As the only Kenyan being held in Guantanamo Bay, a prison whose mere presence has drawn wide condemnation from various international humanitarian organizations, human rights activists in Kenya have not taken it lightly.
Al Amin Kimathi, a Muslim Human Rights activist, describes the Abdulmalik case as an ‘apt abdication on the part of the government, to ensure the safety of its citizens.’
Kimathi, who has been vocal on various issues afflicting the Muslim community, insists that the onus to restore Abdulmalik’s safety rests with the Kenyan government to redeem its citizen from the high security penitentiary.
The Muslim Human Rights Forum (MHF) has written to President Mwai Kibaki over the issue and is looking forward to a favorable response.
“Abdulmalik is held in Cuba for an offence allegedly committed in Kenya.
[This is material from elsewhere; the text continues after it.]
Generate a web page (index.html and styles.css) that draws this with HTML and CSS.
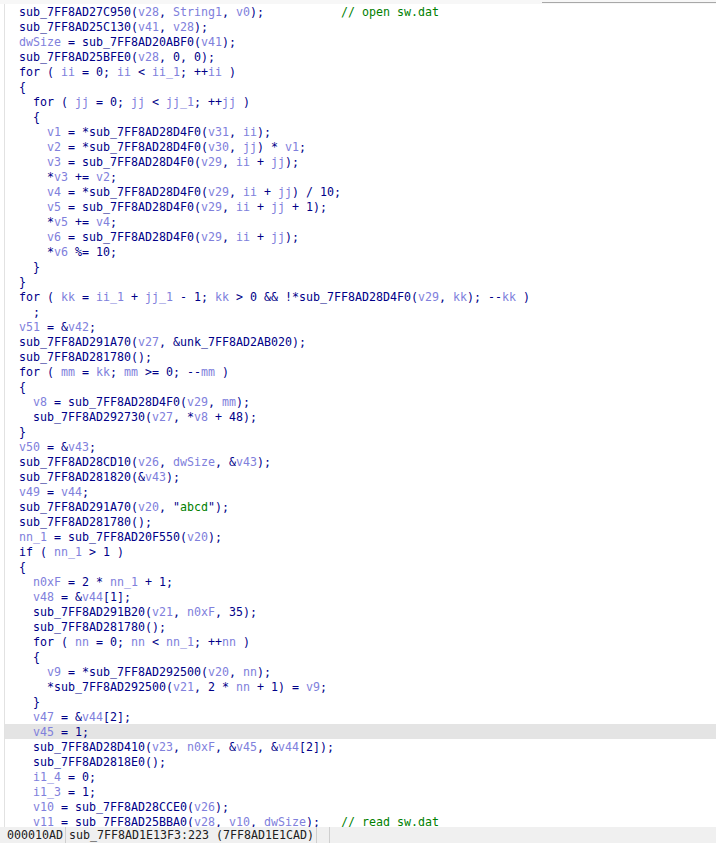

It is therefore his right for him to be tried under Kenya’s jurisdiction,” Kimathi said.
In the meantime, the family believes Abdulmalik’s living conditions have improved, after they received information that their brother had been moved to a different cluster of prisoners at the hard-core penitentiary.
Mariam says late July this year, a human rights lawyer who spoke to Abdulmalik conveyed information that he was safe.
She says the lawyer confirmed that Abdulmalik has been allowed to mingle with other prisoners.
“We have been told that he has been moved to group four. I hear in this status, he can watch TV and socialise with other prisoners,” Mariam said.
When contacted, Government Spokesman, Dr. Alfred Mutua said his office was not ready to comment on the matter.
Police Spokesman also declined to comment on the matter. He said: “I do not wish to comment on that matter, please”. Capital News had asked him to comment on the extradition and why he was never charged.
Police have been accused of having violated his rights as a Kenyan citizen; beside allegations of torture on the suspect admit to involvement in Kikamabala bombings.